October 25
“Greater love has no one than this, than to lay down one's life for his friends. You are My friends if you do whatever I command you. No longer do I call you servants, for a servant does not know what his master is doing; but I have called you friends, for all things that I heard from My Father I have made known to you,” John 15:13-15.
Parents go to great lengths to keep adult conversations out of the hearing of their young children. Sometimes hushed tones go silent when little ones appear within hearing range. The caring adults do not wish to distress their youngsters with weighty matters that are impossible for them to comprehend.
In the passage above Jesus illustrates much the same attitude on the part of masters toward their servants. Those subject to the master were presumed to have little knowledge of the weighty things in the mind of the master or little need to know them. Jesus tells His people that they are neither children nor servants but friends—adults with whom He willingly shares the truths of eternity.
In II Timothy 3:15-17, the Apostle Paul expands this need for knowledge by saying, “and that from childhood you have known the Holy Scriptures, which are able to make you wise for salvation through faith which is in Christ Jesus. All Scripture is given by inspiration of God, and is profitable for doctrine, for reproof, for correction, for instruction in righteousness, that the man of God may be complete, thoroughly equipped for every good work.”
The precious truth that Jesus shared with His apostles and through early Church leaders are foundational to the equipping of the saints and must begin from an early age.

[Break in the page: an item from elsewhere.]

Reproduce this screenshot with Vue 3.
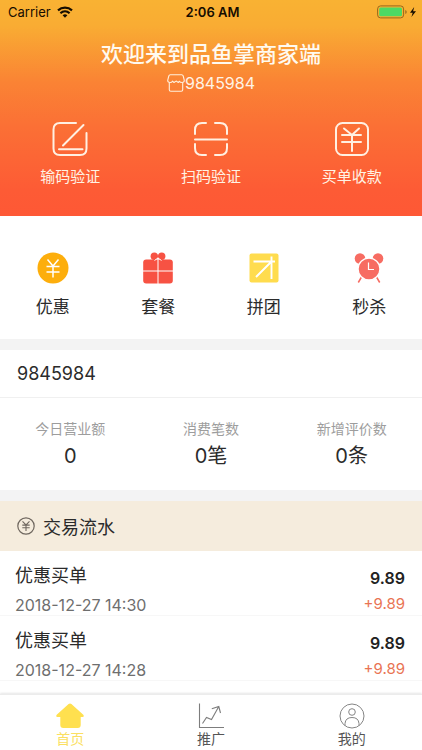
<script setup>
const stats = [
  { label: '今日营业额', value: '0' },
  { label: '消费笔数', value: '0笔' },
  { label: '新增评价数', value: '0条' },
]
const records = [
  { id: 1, title: '优惠买单', time: '2018-12-27 14:30', total: '9.89', change: '+9.89' },
  { id: 2, title: '优惠买单', time: '2018-12-27 14:28', total: '9.89', change: '+9.89' },
]
</script>

<template>
  <div class="page">
    <div class="scroll">
      <header class="hero">
        <div class="status">
          <div class="carrier">
            <span>Carrier</span>
            <svg width="16" height="12" viewBox="0 0 16 12" aria-hidden="true">
              <path d="M1 4.400C5 .7 11 .7 15 4.400M3.400 7.200C6.100 4.800 9.900 4.800 12.600 7.200" fill="none" stroke="#160d00" stroke-width="2.200" />
              <path d="M8 11.700 5.600 9.300Q8 7.400 10.400 9.300Z" fill="#160d00" />
            </svg>
          </div>
          <span class="clock">2:06 AM</span>
          <div class="battery">
            <svg width="40" height="14" viewBox="0 0 40 14" aria-hidden="true">
              <rect x=".6" y=".9" width="26" height="12" rx="3" fill="none" stroke="#96691d" stroke-width="1" />
              <rect x="2.200" y="2.500" width="22.800" height="8.800" rx="1.500" fill="#4cd964" />
              <path d="M28.300 5v4q1.400-.6 1.400-2t-1.400-2z" fill="#96691d" />
              <path d="M37.200 2 33 7.700h2.700L34.400 12 39 6.200h-2.900z" fill="#160d00" />
            </svg>
          </div>
        </div>
        <h1>欢迎来到品鱼掌商家端</h1>
        <div class="shop">
          <svg width="18" height="18" viewBox="0 0 18 18" fill="none" stroke="#fff0dc" stroke-width="1.100" stroke-linejoin="round" aria-hidden="true">
            <path d="M3.300.8h11.400Q15.800.8 16.200 2L17.300 6.300Q17.300 8.500 15.200 8.500 13 8.500 12.400 7.200L11.400 8.400 9.100 7.100 7 8.500 5.500 7.200Q4.800 8.600 2.800 8.500 .7 8.500.7 6.300L1.800 2Q2.200.8 3.300.8ZM2.300 8.500v7.200Q2.300 17.200 3.800 17.200h10.400q1.500 0 1.500-1.500V8.500" />
          </svg>
          <span>9845984</span>
        </div>
        <div class="actions">
          <button type="button">
            <svg width="36" height="36" viewBox="0 0 36 36" aria-hidden="true">
              <path d="M24 2H8Q1.500 2 1.500 8.500v19Q1.500 34 8 34h20q6.500 0 6.500-6.500V12M31.500 4 11 24.500M7 28.300h23.500" />
            </svg>
            <span>输码验证</span>
          </button>
          <button type="button">
            <svg width="36" height="36" viewBox="0 0 36 36" aria-hidden="true">
              <path d="M13 2H9Q2 2 2 9v4M22 2h5q7 0 7 7v4M2 23v4q0 7 7 7h4M22 34h5q7 0 7-7v-4M2 18.500h32" />
            </svg>
            <span>扫码验证</span>
          </button>
          <button type="button">
            <svg width="36" height="36" viewBox="0 0 36 36" aria-hidden="true">
              <rect x="2" y="2" width="32" height="32" rx="6.500" />
              <path d="M10 7.500 18 14l7-6.500M8 14h19M8 21h19M18 14v16" />
            </svg>
            <span>买单收款</span>
          </button>
        </div>
      </header>

      <nav class="services" aria-label="服务">
        <button type="button">
          <svg width="34" height="34" viewBox="0 0 34 34" aria-hidden="true">
            <circle cx="17" cy="17" r="15.500" fill="#fdae0c" />
            <path d="M11.500 8.500 17 15l5.500-6.500M10.500 15.500h13M10.500 21h13M17 15v11.500" fill="none" stroke="#fff" stroke-width="1.500" />
          </svg>
          <span>优惠</span>
        </button>
        <button type="button">
          <svg width="34" height="34" viewBox="0 0 34 34" aria-hidden="true">
            <circle cx="13.300" cy="5.200" r="3.700" fill="#f75243" />
            <circle cx="20.700" cy="5.200" r="3.700" fill="#f75243" />
            <rect x="2.200" y="8.500" width="29.600" height="24" rx="3" fill="#f75243" />
            <path d="M2 20h30M17 8v25M13.500 9.500 17 7 20.500 9.500" fill="none" stroke="#fff" stroke-width="1" />
          </svg>
          <span>套餐</span>
        </button>
        <button type="button">
          <svg width="34" height="34" viewBox="0 0 34 34" aria-hidden="true">
            <rect x="2.500" y="2.500" width="29" height="29" rx="2" fill="#ffdc4e" />
            <path d="M6.500 10.500H28M24.500 5.500V28M24.500 10.500 9 26" fill="none" stroke="#fff" stroke-width="1.900" />
          </svg>
          <span>拼团</span>
        </button>
        <button type="button">
          <svg width="34" height="34" viewBox="0 0 34 34" aria-hidden="true">
            <g fill="#f76c62">
              <circle cx="8" cy="7.500" r="5.300" />
              <circle cx="26" cy="7.500" r="5.300" />
            </g>
            <path d="M9.500 26 6.300 31.500M24.500 26l3.200 5.500" stroke="#f76c62" stroke-width="1.500" />
            <circle cx="17" cy="18" r="10.900" fill="#f76c62" stroke="#fff" stroke-width="1.200" />
            <path d="M16.500 11.500v7H22" fill="none" stroke="#fff" stroke-width="1.200" />
          </svg>
          <span>秒杀</span>
        </button>
      </nav>

      <section class="summary">
        <h2>9845984</h2>
        <dl>
          <div v-for="s in stats" :key="s.label">
            <dt>{{ s.label }}</dt>
            <dd>{{ s.value }}</dd>
          </div>
        </dl>
      </section>

      <section class="flow">
        <h2>
          <svg width="18" height="18" viewBox="0 0 18 18" fill="none" stroke="#6f675f" stroke-width="1.100" aria-hidden="true">
            <circle cx="9" cy="9" r="8.200" stroke-width="1.200" />
            <path d="M5.500 4.300 9 8l3.500-3.700M5.300 8.100h7.400M5.300 10.800h7.400M9 8v6" />
          </svg>
          <span>交易流水</span>
        </h2>
        <ul>
          <li v-for="r in records" :key="r.id">
            <div class="what">
              <span class="title">{{ r.title }}</span>
              <time>{{ r.time }}</time>
            </div>
            <div class="amount">
              <strong>{{ r.total }}</strong>
              <span>{{ r.change }}</span>
            </div>
          </li>
        </ul>
      </section>
    </div>

    <nav class="tabs" aria-label="主导航">
      <a href="#home" class="active" aria-current="page">
        <svg width="28" height="26" viewBox="0 0 28 26" aria-hidden="true">
          <path d="M12.600.9Q14 0 15.400.9L27.300 11.700Q28.600 13.600 26.500 14H24.700v8q0 3-3 3H7.300q-3 0-3-3V14H1.500Q-.6 13.600.7 11.700Z" fill="#ffe04f" />
        </svg>
        <span>首页</span>
      </a>
      <a href="#promotion">
        <svg width="28" height="26" viewBox="0 0 28 26" fill="none" stroke="#7d7d7d" stroke-width="1.100" aria-hidden="true">
          <path d="M2.500.5v24H27M5.500 20.500 9.500 14.500 14.500 16.500 21.500 4M14.800 5.700 21.800 3.500 23.500 10" />
        </svg>
        <span>推广</span>
      </a>
      <a href="#mine">
        <svg width="28" height="26" viewBox="0 0 28 26" fill="none" stroke="#858585" stroke-width="1" aria-hidden="true">
          <circle cx="14" cy="13" r="12" />
          <circle cx="14" cy="9" r="3.300" />
          <path d="M7 22.500V20.500Q7.500 14.500 14 14.500T21 20.500V22.500" />
        </svg>
        <span>我的</span>
      </a>
    </nav>
  </div>
</template>

<style>
body {
  margin: 0;
}
</style>

<style scoped>
.page {
  display: flex;
  flex-direction: column;
  height: 100vh;
  background: #fff;
  color: #2b2b2b;
  font-family: Inter, "Noto Sans CJK SC", sans-serif;
}
.scroll {
  flex: 1;
  min-height: 0;
  overflow: hidden auto;
}
h1,
h2,
dl,
dd,
ul {
  margin: 0;
  padding: 0;
  font-weight: 400;
}
svg {
  display: block;
  flex: none;
}
button {
  border: 0;
  padding: 0;
  background: none;
  color: inherit;
  font: inherit;
  cursor: pointer;
}
.hero {
  height: 216px;
  background: linear-gradient(#f9b233, #f9ac33 12%, #fa8334 38%, #fb7035 58%, #fd5b35 88%, #fe5835);
  color: #fff3e4;
}
.status {
  display: grid;
  grid-template-columns: 1fr auto 1fr;
  align-items: center;
  height: 24px;
  padding: 0 5px 0 8px;
  color: #160d00;
  font-size: 13px;
}
.carrier {
  display: flex;
  align-items: center;
  gap: 6px;
}
.clock {
  font-weight: 600;
}
.battery {
  justify-self: end;
}
h1 {
  padding-top: 14px;
  font-size: 22px;
  font-weight: 500;
  line-height: 32px;
  text-align: center;
  color: #fffaf0;
}
.shop {
  display: flex;
  justify-content: center;
  align-items: center;
  height: 26px;
  font-size: 16px;
}
.actions {
  display: grid;
  grid-template-columns: repeat(3, 1fr);
  padding-top: 25px;
}
.actions button {
  display: flex;
  flex-direction: column;
  align-items: center;
  gap: 8px;
  font-size: 15px;
  line-height: 24px;
}
.actions svg {
  fill: none;
  stroke: #fff0e2;
  stroke-width: 2;
  stroke-linecap: round;
}
.services {
  display: grid;
  grid-template-columns: repeat(4, 1fr);
  padding: 35px 0 18px;
  border-bottom: 11px solid #f3f3f3;
}
.services button {
  display: flex;
  flex-direction: column;
  align-items: center;
  gap: 8px;
  font-size: 17px;
  line-height: 28px;
}
.summary {
  border-bottom: 11px solid #f3f3f4;
}
.summary h2 {
  padding: 0 17px;
  border-bottom: 1px solid #f0f0f0;
  font-size: 18px;
  line-height: 47px;
}
dl {
  display: grid;
  grid-template-columns: repeat(3, 1fr);
  padding: 20px 0 17px;
  text-align: center;
}
dt {
  color: #9d9d9d;
  font-size: 14px;
  line-height: 22px;
}
dd {
  font-size: 20px;
  line-height: 33px;
}
.flow h2 {
  display: flex;
  align-items: center;
  gap: 8px;
  height: 50px;
  padding: 0 17px;
  background: #f5ecdd;
  font-size: 18px;
}
ul {
  list-style: none;
}
li {
  display: flex;
  justify-content: space-between;
  padding: 10px 17px 0 15px;
  height: 54px;
  border-bottom: 1px solid #f7f7f7;
}
.what,
.amount {
  display: flex;
  flex-direction: column;
}
.amount {
  align-items: flex-end;
  color: #e97453;
  font-size: 15px;
  line-height: 26px;
}
.title {
  font-size: 18px;
  line-height: 30px;
}
time {
  color: #6e6e6e;
  font-size: 16px;
  line-height: 28px;
}
strong {
  padding-top: 4px;
  color: #222;
  font-size: 16px;
  font-weight: 600;
  line-height: 26px;
}
.tabs {
  display: grid;
  grid-template-columns: repeat(3, 1fr);
  padding: 8px 0 1px;
  border-top: 1px solid #ececec;
  box-shadow: 0 -1px 2px #e6e6e6;
}
.tabs a {
  display: flex;
  flex-direction: column;
  align-items: center;
  color: #555;
  font-size: 14px;
  line-height: 20px;
  text-decoration: none;
}
.tabs .active {
  color: #fbdf62;
}
</style>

It is imperative that believing parents gird their children with the truth of the ages that they might be enabled to profit in the things of eternity. A child who is schooled merely in the strategies for temporal success will be wanting on that great eternal day when all men’s works are tried by fire (see I Corinthians 3:13).
And we are commanded that we must not be mere “hearers of the Word, but doers of the Word,” James 1:22. It profits us little if we are mere repositories of the truth the Lord has entrusted to us. Rather, it behooves us to share the truth we have with those round about us, to be “living epistles, read of all men,” II Corinthians 3:2, as well as to be lampstands (see Matthew 5:15 and Luke 11:33) upon which the Light that is Jesus may set and from which His glorious truth can shine to all the world.